July 21, 2021
D91: 西营 → 夹河
Other than the perennial "because it was there" and to, of course, get off of the National Road, the reason I had picked this particular round about excursion through the mountains was to visit a particular Grotto located about 5km off the road I was now on.
Mentioned on my paper maps and on AMap (and possibly even on Google), it had looked at the time of planning to be a most excellent detour.
Faced with having to take a one way trip 5km uphill to something that, although it had managed to garner three reviews by past visitors, only had people complaining about how difficult it was to find and how worthwhile a visit it wasn't had me somewhat questioning of whether or not I really actually wanted to visit it.
My managing, by the time I got to the intersection, to have completely failed to get any kind of lunch or afternoon snack or roadside ice cream was the final nail in the coffin and I didn't go.
This is a perfectly lovely area that's been on the receiving end of decades of policies to convince people to move out of isolated mountain homesteads and into safe housing where the cost to set up and maintain basic infrastructure like power lines isn't orders of magnitude greater than what society is getting in return.
Ignoring for the moment the generalized trend of urbanization which the country has been undergoing (and therefore a lot of empty houses in all villages and market towns), this has resulted in entire communities of isolated homesteaders living together in the same place. Population density has occurred but, perhaps because the sort of people who are attracted by an urban lifestyle haven't stuck about, the cultural changes which one might expect haven't occurred. They're still isolated homesteaders. They just happen to be isolated together.
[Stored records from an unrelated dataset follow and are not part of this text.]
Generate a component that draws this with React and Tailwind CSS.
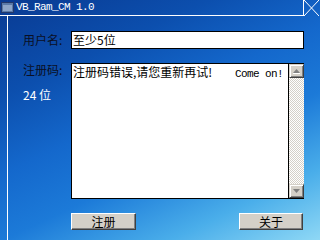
export default function App() {
  const cjk = "font-['SimSun','Noto_Sans_CJK_SC',sans-serif]";
  return (
    <div className="w-[320px] h-[240px] overflow-hidden flex flex-col bg-[linear-gradient(155deg,#093a92_0%,#0c4fae_25%,#1468cc_45%,#1c7ad8_62%,#4aaeea_82%,#8fd8f5_100%)]">
      {/* title bar */}
      <div className="flex h-[16px]">
        <div className="flex-1 flex items-center h-[16px] border-b border-white">
          <svg width="13" height="11" viewBox="0 0 13 11" className="ml-[1px]">
            <rect x="0.5" y="0.5" width="12" height="10" fill="#5a7aa8" stroke="#23386a" />
            <rect x="2" y="3" width="9" height="6" fill="#8ea6c8" />
          </svg>
          <span className="ml-[2px] text-white text-[11px] tracking-[-0.6px] leading-none font-['Liberation_Mono',monospace]">VB_Ram_CM 1.0</span>
        </div>
        <div className="w-[16px] h-[16px] border-l border-white">
          <svg width="15" height="16" viewBox="0 0 15 16">
            <line x1="0" y1="0" x2="15" y2="16" stroke="white" strokeWidth="1" />
            <line x1="15" y1="0" x2="0" y2="16" stroke="white" strokeWidth="1" />
          </svg>
        </div>
        <div className="w-[1px]" />
      </div>

      {/* body */}
      <div className="flex-1 flex">
        <div className="w-[7px]" />
        <div className="w-px bg-white" />
        <div className="flex-1 pl-[15px] pt-[15px] flex flex-col">
          {/* row 1 */}
          <div className="flex items-center h-[18px]">
            <div className={`w-[48px] text-[12px] leading-none text-[#0a0f24] ${cjk}`}>用户名:</div>
            <div className={`w-[233px] h-[18px] border border-black bg-white pl-[1px] flex items-center text-[12px] leading-none text-black ${cjk}`}>至少5位</div>
          </div>

          {/* row 2 */}
          <div className="flex mt-[14px]">
            <div className={`w-[48px] flex flex-col text-[12px] leading-[14px] ${cjk}`}>
              <div className="text-[#0a0f24]">注册码:</div>
              <div className="text-white mt-[11px]">24 位</div>
            </div>
            <div className="w-[233px] h-[136px] flex border-l border-t border-b border-black bg-white">
              <div className={`flex-1 pl-[1px] pt-[1px] text-[12px] leading-[14px] text-black ${cjk} whitespace-nowrap`}>
                <span className="inline-block w-[162px]">注册码错误,请您重新再试!</span>
                <span className="text-[11px] tracking-[-0.6px] font-['Liberation_Mono',monospace]">Come on!</span>
              </div>
              <div className="w-[16px] flex flex-col border-l border-black">
                <div className="h-[14px] bg-[#d4d0c8] border border-t-[#d4d0c8] border-l-[#d4d0c8] border-r-[#404040] border-b-[#404040] shadow-[inset_1px_1px_0_#fff,inset_-1px_-1px_0_#808080] flex items-center justify-center">
                  <svg width="7" height="5" viewBox="0 0 7 5">
                    <polygon points="3.5,0 7,4 0,4" fill="#808080" />
                    <line x1="0" y1="4.5" x2="7" y2="4.5" stroke="#fff" strokeWidth="1" />
                  </svg>
                </div>
                <div className="flex-1 bg-[repeating-conic-gradient(#d4d0c8_0_25%,#ffffff_0_50%)] bg-[length:2px_2px]" />
                <div className="h-[14px] bg-[#d4d0c8] border border-t-[#d4d0c8] border-l-[#d4d0c8] border-r-[#404040] border-b-[#404040] shadow-[inset_1px_1px_0_#fff,inset_-1px_-1px_0_#808080] flex items-center justify-center">
                  <svg width="7" height="5" viewBox="0 0 7 5">
                    <polygon points="0,0 7,0 3.5,4" fill="#808080" />
                  </svg>
                </div>
              </div>
            </div>
          </div>

          {/* row 3 buttons */}
          <div className="flex mt-[14px] ml-[48px] w-[232px] justify-between">
            <button className={`w-[65px] h-[17px] bg-[#d4d0c8] border border-t-white border-l-white border-r-[#404040] border-b-[#404040] shadow-[inset_-1px_-1px_0_#808080] text-[12px] leading-none text-black flex items-center justify-center ${cjk}`}>注册</button>
            <button className={`w-[64px] h-[17px] bg-[#d4d0c8] border border-t-white border-l-white border-r-[#404040] border-b-[#404040] shadow-[inset_-1px_-1px_0_#808080] text-[12px] leading-none text-black flex items-center justify-center ${cjk}`}>关于</button>
          </div>
        </div>
      </div>
    </div>
  );
}
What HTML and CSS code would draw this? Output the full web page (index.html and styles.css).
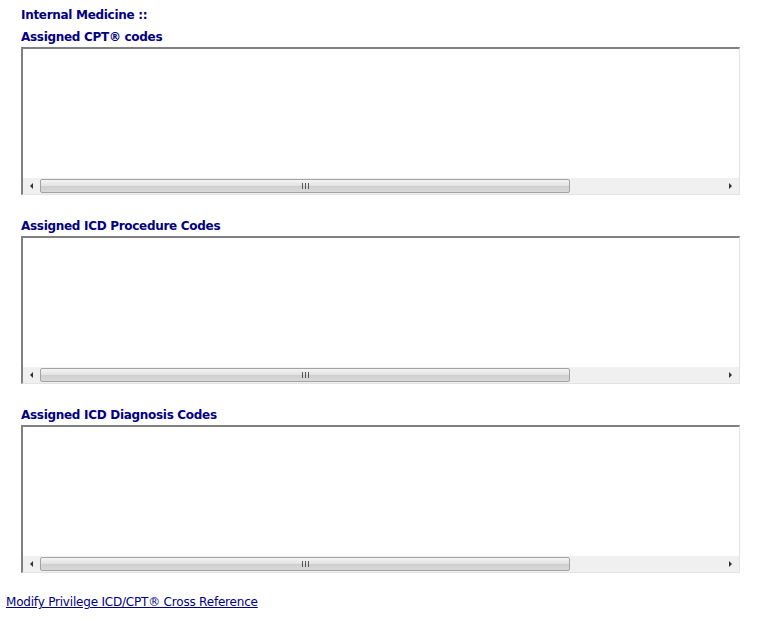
FILE: index.html
```html
<!DOCTYPE html>
<html lang="en">
<head>
  <meta charset="UTF-8" />
  <title>Privilege Codes</title>
  <link rel="stylesheet" href="styles.css">
</head>
<body>

  <div class="panel">
    <div class="specialty">Internal Medicine ::</div>

    <div class="section">
      <h2>Assigned CPT&reg; codes</h2>
      <div class="listbox">
        <div class="items"></div>
        <div class="hscroll">
          <span class="arrow left"></span>
          <div class="track"><div class="thumb"><span class="grip"></span></div></div>
          <span class="arrow right"></span>
        </div>
      </div>
    </div>

    <div class="section">
      <h2>Assigned ICD Procedure Codes</h2>
      <div class="listbox">
        <div class="items"></div>
        <div class="hscroll">
          <span class="arrow left"></span>
          <div class="track"><div class="thumb"><span class="grip"></span></div></div>
          <span class="arrow right"></span>
        </div>
      </div>
    </div>

    <div class="section">
      <h2>Assigned ICD Diagnosis Codes</h2>
      <div class="listbox">
        <div class="items"></div>
        <div class="hscroll">
          <span class="arrow left"></span>
          <div class="track"><div class="thumb"><span class="grip"></span></div></div>
          <span class="arrow right"></span>
        </div>
      </div>
    </div>
  </div>

  <a class="xref" href="#">Modify Privilege ICD/CPT&reg; Cross Reference</a>

</body>
</html>
```

FILE: styles.css
```css
* { box-sizing: border-box; margin: 0; padding: 0; }

body {
  font-family: "DejaVu Sans", Verdana, sans-serif;
  font-size: 12px;
  background: #fff;
  color: #000;
  padding: 7px 0 0 6px;
}

.panel {
  padding-left: 15px;
  width: 740px;
}

.specialty,
.section h2 {
  font-size: 12px;
  font-weight: bold;
  line-height: 16px;
  color: #000080;
  letter-spacing: -0.3px;
}

.section h2 {
  padding-top: 1px;
  margin-top: 5px;
  margin-bottom: 2px;
}

.section + .section h2 {
  margin-top: 22px;
}

.listbox {
  width: 719px;
  height: 148px;
  display: flex;
  flex-direction: column;
  border-top: 2px solid #808080;
  border-left: 2px solid #808080;
  border-right: 1px solid #e3e3e3;
  border-bottom: 1px solid #e3e3e3;
  background: #fff;
}

.items {
  flex: 1;
}

.hscroll {
  height: 16px;
  display: flex;
  align-items: center;
  background: #f0f0f0;
}

.arrow {
  width: 17px;
  height: 16px;
  display: flex;
  align-items: center;
  justify-content: center;
}

.arrow::before {
  content: "";
  border-top: 3px solid transparent;
  border-bottom: 3px solid transparent;
}

.arrow.left::before { border-right: 3px solid #333; }
.arrow.right::before { border-left: 3px solid #333; }

.track {
  flex: 1;
  height: 16px;
  padding: 1px 0;
}

.thumb {
  width: 530px;
  height: 14px;
  border: 1px solid #a3a3a3;
  border-radius: 2px;
  background: linear-gradient(#f4f4f4, #e2e2e2 50%, #cfcfcf 51%, #d9d9d9);
  display: flex;
  align-items: center;
  justify-content: center;
}

.grip {
  width: 7px;
  height: 6px;
  background: repeating-linear-gradient(90deg, #555 0 1px, transparent 1px 3px);
}

.xref {
  display: block;
  margin-top: 21px;
  font-size: 12px;
  line-height: 16px;
  color: #000080;
  letter-spacing: -0.2px;
}
```
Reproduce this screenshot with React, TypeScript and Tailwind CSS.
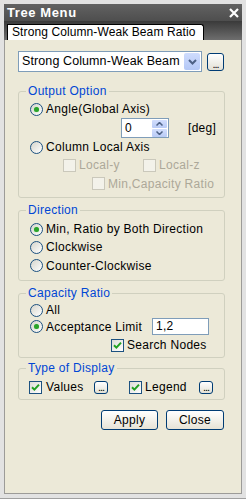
import type { ReactNode } from "react";

const Radio = ({ checked }: { checked?: boolean }) => (
  <span className="w-[13px] h-[13px] shrink-0 rounded-full border border-[#1c5180] bg-linear-to-br from-[#d6d5cc] to-white flex items-center justify-center">
    {checked && <span className="w-[5px] h-[5px] rounded-full bg-[#2aa32a] shadow-[0_0_1px_#7fd77f]" />}
  </span>
);

const Check = ({ checked, disabled }: { checked?: boolean; disabled?: boolean }) => (
  <span
    className={
      disabled
        ? "w-[13px] h-[13px] shrink-0 border border-[#cac8bb] bg-[#f3f2ea]"
        : "w-[13px] h-[13px] shrink-0 border border-[#1c5180] bg-linear-to-br from-[#dcdcd7] to-white flex items-center justify-center"
    }
  >
    {checked && (
      <svg width="9" height="9" viewBox="0 0 9 9">
        <path d="M1 4.2 L3.4 6.6 L8 1.6" stroke="#21a121" strokeWidth="2" fill="none" />
      </svg>
    )}
  </span>
);

const Dots = ({ big }: { big?: boolean }) => (
  <button
    className={
      (big ? "w-[17px] h-[18px] " : "w-[14px] h-[13px] ") +
      "shrink-0 rounded-[3px] border border-[#003c74] bg-linear-to-b from-white to-[#e3e1d6] flex items-end justify-center pb-[1px] text-[11px] leading-[10px] tracking-[-1px]"
    }
  >
    ...
  </button>
);

const Group = ({ title, className, children }: { title: string; className: string; children: ReactNode }) => (
  <div className={"relative w-[207px] rounded-[3px] border border-[#d0d0bf] " + className}>
    <span className="absolute -top-[9px] left-[7px] h-[16px] px-[2px] bg-[#ece9d8] text-[#0046d5] leading-[16px]">
      {title}
    </span>
    {children}
  </div>
);

export default function App() {
  return (
    <div className="w-[246px] h-[499px] bg-[#e2e2e2] border-b border-[#a0a0a0] flex flex-col px-[4px] pt-[4px] pb-[4px] font-['Liberation_Sans',Arial,sans-serif] text-[12px] tracking-[0.3px] text-black whitespace-nowrap">
      {/* title bar */}
      <div className="h-[17px] shrink-0 bg-linear-to-b from-[#626262] to-[#4e4e4e] flex items-center justify-between pl-[3px] pr-[3px]">
        <span className="text-white font-bold text-[13px] tracking-[0.6px] leading-[17px]">Tree Menu</span>
        <svg width="10" height="10" viewBox="0 0 10 10">
          <path d="M1 1 L9 9 M9 1 L1 9" stroke="white" strokeWidth="2.2" />
        </svg>
      </div>

      {/* tab strip */}
      <div className="h-[19px] shrink-0 bg-linear-to-b from-[#3a3a3a] to-[#6e6e6e] flex items-end pl-[3px]">
        <div className="w-[197px] h-[16px] bg-white border border-b-0 border-black rounded-tr-[3px] pl-[4px] leading-[15px] tracking-[0.1px]">
          Strong Column-Weak Beam Ratio
        </div>
      </div>

      {/* panel */}
      <div className="flex-1 bg-[#ece9d8] border border-t-0 border-[#9c9b98] flex flex-col pl-[13px] pt-[11px]">
        <div className="flex items-center gap-[5px]">
          <div className="w-[184px] h-[21px] border border-[#7f9db9] bg-white flex items-center justify-between pl-[3px] pr-[1px]">
            <span className="text-[12.5px] tracking-[0.1px]">Strong Column-Weak Beam</span>
            <span className="w-[16px] h-[17px] shrink-0 rounded-[2px] bg-linear-to-b from-[#cfdcfd] to-[#b4c8f6] flex items-center justify-center">
              <svg width="9" height="6" viewBox="0 0 9 6">
                <path d="M1 1 L4.5 4.5 L8 1" stroke="#4d6185" strokeWidth="2" fill="none" />
              </svg>
            </span>
          </div>
          <Dots big />
        </div>

        <Group title="Output Option" className="mt-[19px] pt-[8px] pb-[4px]">
          <div className="h-[18px] flex items-center gap-[3px] pl-[11px]">
            <Radio checked />
            <span>Angle(Global Axis)</span>
          </div>
          <div className="h-[20px] flex items-center pl-[102px]">
            <div className="w-[48px] h-[20px] border border-[#7f9db9] bg-white flex items-center justify-between pl-[3px] pr-[1px]">
              <span>0</span>
              <span className="w-[15px] h-[17px] flex flex-col gap-[1px]">
                <span className="flex-1 rounded-[1px] bg-linear-to-b from-[#d2defd] to-[#b9cbf6] flex items-center justify-center">
                  <svg width="7" height="4" viewBox="0 0 7 4">
                    <path d="M0.5 3.5 L3.5 0.5 L6.5 3.5" stroke="#4d6185" strokeWidth="1.5" fill="none" />
                  </svg>
                </span>
                <span className="flex-1 rounded-[1px] bg-linear-to-b from-[#d2defd] to-[#b9cbf6] flex items-center justify-center">
                  <svg width="7" height="4" viewBox="0 0 7 4">
                    <path d="M0.5 0.5 L3.5 3.5 L6.5 0.5" stroke="#4d6185" strokeWidth="1.5" fill="none" />
                  </svg>
                </span>
              </span>
            </div>
            <span className="ml-[19px]">[deg]</span>
          </div>
          <div className="h-[18px] flex items-center gap-[3px] pl-[11px]">
            <Radio />
            <span>Column Local Axis</span>
          </div>
          <div className="h-[18px] flex items-center pl-[44px] text-[#aca899]">
            <div className="w-[80px] flex items-center gap-[3px]">
              <Check disabled />
              <span>Local-y</span>
            </div>
            <div className="flex items-center gap-[3px]">
              <Check disabled />
              <span>Local-z</span>
            </div>
          </div>
          <div className="h-[19px] flex items-center gap-[3px] pl-[73px] text-[#aca899]">
            <Check disabled />
            <span>Min,Capacity Ratio</span>
          </div>
        </Group>

        <Group title="Direction" className="mt-[12px] pt-[9px] pb-[5px]">
          <div className="h-[18px] flex items-center gap-[3px] pl-[11px]">
            <Radio checked />
            <span>Min, Ratio by Both Direction</span>
          </div>
          <div className="h-[18px] flex items-center gap-[3px] pl-[11px]">
            <Radio />
            <span>Clockwise</span>
          </div>
          <div className="h-[19px] flex items-center gap-[3px] pl-[11px]">
            <Radio />
            <span>Counter-Clockwise</span>
          </div>
        </Group>

        <Group title="Capacity Ratio" className="mt-[12px] pt-[8px] pb-[3px]">
          <div className="h-[16px] flex items-center gap-[3px] pl-[11px]">
            <Radio />
            <span>All</span>
          </div>
          <div className="h-[17px] flex items-center pl-[11px]">
            <Radio checked />
            <span className="ml-[3px] w-[106px]">Acceptance Limit</span>
            <div className="w-[57px] h-[17px] border border-[#7f9db9] bg-white pl-[3px] leading-[15px]">1,2</div>
          </div>
          <div className="h-[18px] mt-[1px] flex items-center gap-[3px] pl-[92px]">
            <Check checked />
            <span>Search Nodes</span>
          </div>
        </Group>

        <Group title="Type of Display" className="mt-[10px] pt-[9px] pb-[3px]">
          <div className="h-[18px] flex items-center pl-[10px]">
            <Check checked />
            <span className="ml-[4px] w-[48px]">Values</span>
            <Dots />
            <span className="ml-[21px]">
              <Check checked />
            </span>
            <span className="ml-[3px] w-[54px]">Legend</span>
            <Dots />
          </div>
        </Group>

        <div className="w-[207px] mt-[10px] flex justify-end gap-[8px] pr-[1px]">
          <button className="w-[57px] h-[20px] rounded-[3px] border border-[#003c74] bg-linear-to-b from-white to-[#e6e3d6] leading-[18px]">
            Apply
          </button>
          <button className="w-[58px] h-[20px] rounded-[3px] border border-[#003c74] bg-linear-to-b from-white to-[#e6e3d6] leading-[18px]">
            Close
          </button>
        </div>
      </div>
    </div>
  );
}
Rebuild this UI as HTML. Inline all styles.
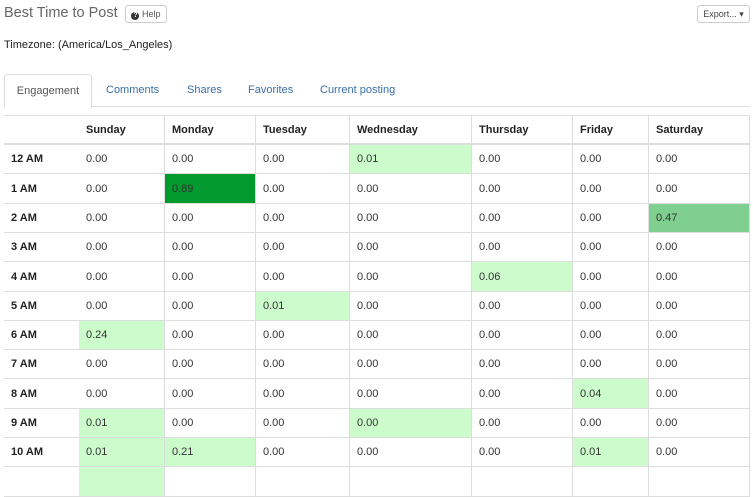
<!DOCTYPE html><html><head><style>
body{margin:0;width:753px;height:474px;overflow:hidden;background:#fff;font-family:"Liberation Sans",sans-serif;position:relative;color:#333}
.a{position:absolute}
.c{position:absolute;box-sizing:border-box;border-right:1px solid #ddd;border-bottom:1px solid #ddd;font-size:11px;padding-left:7px;display:flex;align-items:center}
.h{font-weight:bold;color:#222}
</style></head><body>
<div class="a" style="left:4px;top:5px;font-size:14.5px;color:#666;white-space:nowrap">Best Time to Post</div>
<div class="a" style="left:125px;top:5px;width:40px;height:16px;border:1px solid #ccc;border-radius:3px;font-size:9px;color:#555;line-height:16px;text-align:center"><span style="display:inline-block;width:8px;height:8px;border-radius:50%;background:#333;color:#fff;font-size:7px;line-height:8px;font-weight:bold">?</span> Help</div>
<div class="a" style="left:697px;top:5px;width:51px;height:16px;border:1px solid #ccc;border-radius:3px;font-size:9px;color:#444;line-height:16px;text-align:center">Export... ▾</div>
<div class="a" style="left:4px;top:39px;font-size:11px;color:#222">Timezone: (America/Los_Angeles)</div>
<div class="a" style="left:4px;top:106px;width:746px;height:1px;background:#ddd"></div>
<div class="a" style="left:4px;top:74px;width:86px;height:33px;border:1px solid #ddd;border-bottom:none;border-radius:3px 3px 0 0;background:#fff;font-size:11px;color:#555;text-align:center;line-height:33px">Engagement</div>
<div class="a" style="left:106px;top:84px;font-size:11px;color:#3a6fa8">Comments</div>
<div class="a" style="left:187px;top:84px;font-size:11px;color:#3a6fa8">Shares</div>
<div class="a" style="left:248px;top:84px;font-size:11px;color:#3a6fa8">Favorites</div>
<div class="a" style="left:320px;top:84px;font-size:11px;color:#3a6fa8">Current posting</div>
<div class="a" style="left:4px;top:115px;width:746px;height:1px;background:#ddd"></div>
<div class="a" style="left:4px;top:115px;width:1px;height:360px;background:#ddd"></div>
<div id="t"></div>
<script>
var xs=[4,79,165,256,350,472,573,649,750];
var hd=["","Sunday","Monday","Tuesday","Wednesday","Thursday","Friday","Saturday"];
var rows=["12 AM","1 AM","2 AM","3 AM","4 AM","5 AM","6 AM","7 AM","8 AM","9 AM","10 AM",""];
var hi={"0,4":"0.01","1,2":"0.89","2,7":"0.47","4,5":"0.06","5,3":"0.01","6,1":"0.24","8,6":"0.04","9,1":"0.01","9,4":"0.00","10,1":"0.01","10,2":"0.21","10,6":"0.01","11,1":""};
var s="";
function cell(x0,x1,y,h,txt,cls,bg,bb){s+='<div class="c '+cls+'" style="left:'+x0+'px;width:'+(x1-x0+(x0==4?1:0))+'px;top:'+y+'px;height:'+h+'px;background:'+bg+(bb?';border-bottom-width:2px':'')+'">'+txt+'</div>';}
for(var j=0;j<8;j++)cell(xs[j],xs[j+1],116,29,hd[j],"h","#fff",1);
for(var i=0;i<12;i++){var y=Math.round(145+i*29.3),y2=Math.round(145+(i+1)*29.3);
for(var j=0;j<8;j++){var k=i+","+j,bg="#fff",t=j==0?rows[i]:(i<11?"0.00":"");
if(hi[k]!==undefined){t=hi[k];bg=k=="1,2"?"#009a2e":k=="2,7"?"#7fcf90":"#ccfccc";}
cell(xs[j],xs[j+1],y,y2-y,t,j==0?"h":"",bg);}}
document.getElementById("t").innerHTML=s;
</script>
</body></html>
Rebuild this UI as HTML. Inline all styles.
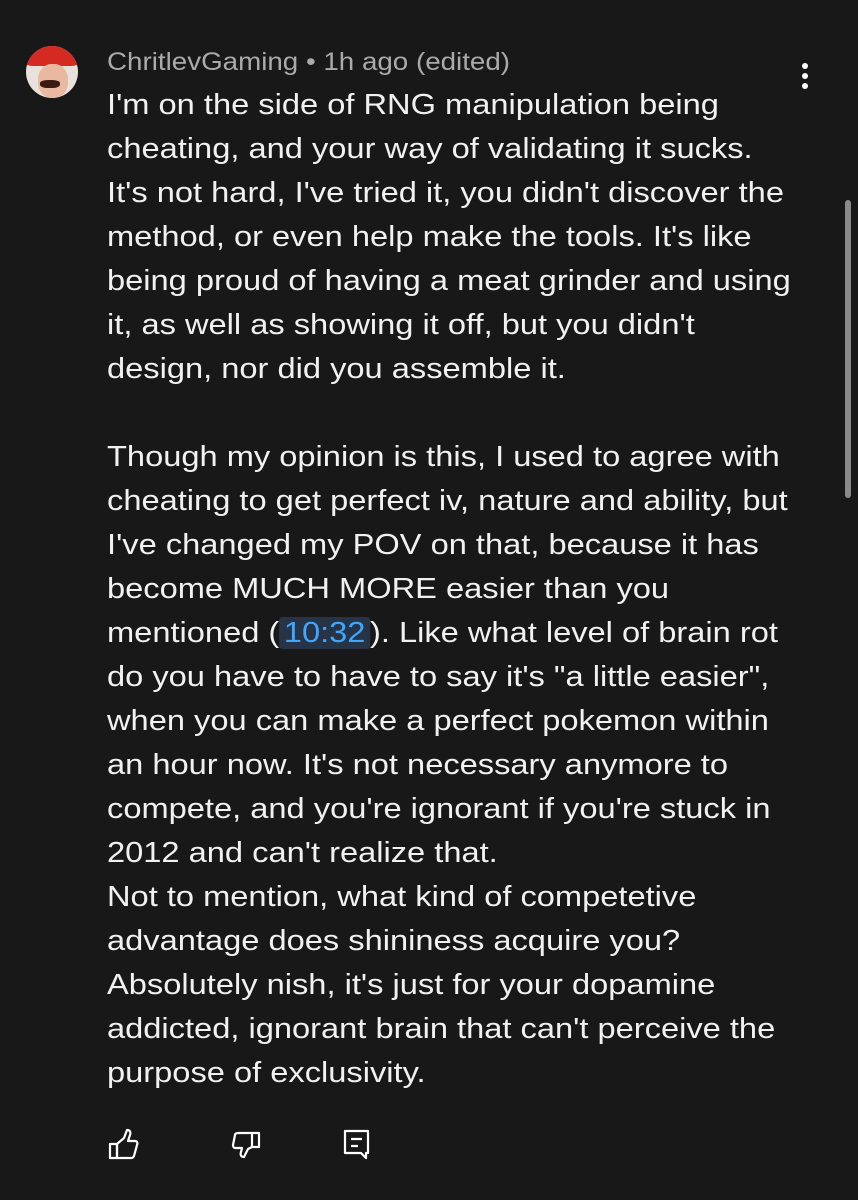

There are no noodle shops or restaurants or people sitting around the General Store playing mahjongg. Forget about publicly accessible refrigerators with ice pops on one side and dumplings on the other, there aren't even any of the random store fronts or remnants thereof to show that commerce once happened here¹.
Instead, it's nothing, nothing, nothing, nothing, three five storey apartment blocks, nothing, nothing, and more nothing with occasional intervals of a row of eight or ten two storey houses that experience tells me ought to have a seed co-op, and a motorcycle repair place, and someone selling children's clothing, one pretentious restaurant that's overpriced for the quality and one grubby hole in the wall that probably won't give me food poisoning but which, for some reason, don't.
Even the road paralleling the expressway through the valley was more commercial than this².
I have a tolerable (if very very late) lunch of noodles in what looks for all the world like someone's living room in the town of Lengshui but which all the signs both inside (from the Health Department) and outside (Food! Lodging!) surely indicate is a place of business before a terrifying descent down to the main road that not only has me getting off to walk my bike down the last little bit, but also leads to me bruising my thigh from the way I balance the bike against my hip as I creep down one step at a time.
The main road isn't much better for having commercial services but at least in this case it's the familiar look of Restaurants Were Once Here that you come to expect of any route between City A and City B where the two cities now have an expressway connecting them.
I grabbed a few snaps of some pretty calligraphy whose thoroughly Maoist content belied the mental turmoil it's author had to be going through for this to be turning up on such a modern railway trestle only to discover five or six kilometres later that at least some of this line was laid in 1969. I suppose that most of the concrete I'm used to guesstimating the age of is much lower grades than what was used in building rail but, if not for the date, I seriously wouldn't have thought this any older than the late 90s.
Crossed the Han River for the last time this trip and made my way into the town of Jiahe where nothing that was on the map seemed to exist in reality, the restaurant situation was limited to a single fried chicken and hamburgers shop, and my hotel (which was the only hotel) had expanded beyond their original location to one or more apartments which had been rather poorly converted into hotel rooms.
¹ Sometimes I'll be on a tiny little farm road in the middle of nowhere and I'll see a half height boarded window and counter that tells me, once upon a time, this was a store. And I always find myself wondering who came to these crossroads at the end of nowhere and what did they buy here? Also, why here and not in the town?
² Which is not to say that it was particularly commercial, but I was able to stop and buy iced drinks on two separate occasions without having to previously wait until I was desperately dry and in need of anything at all.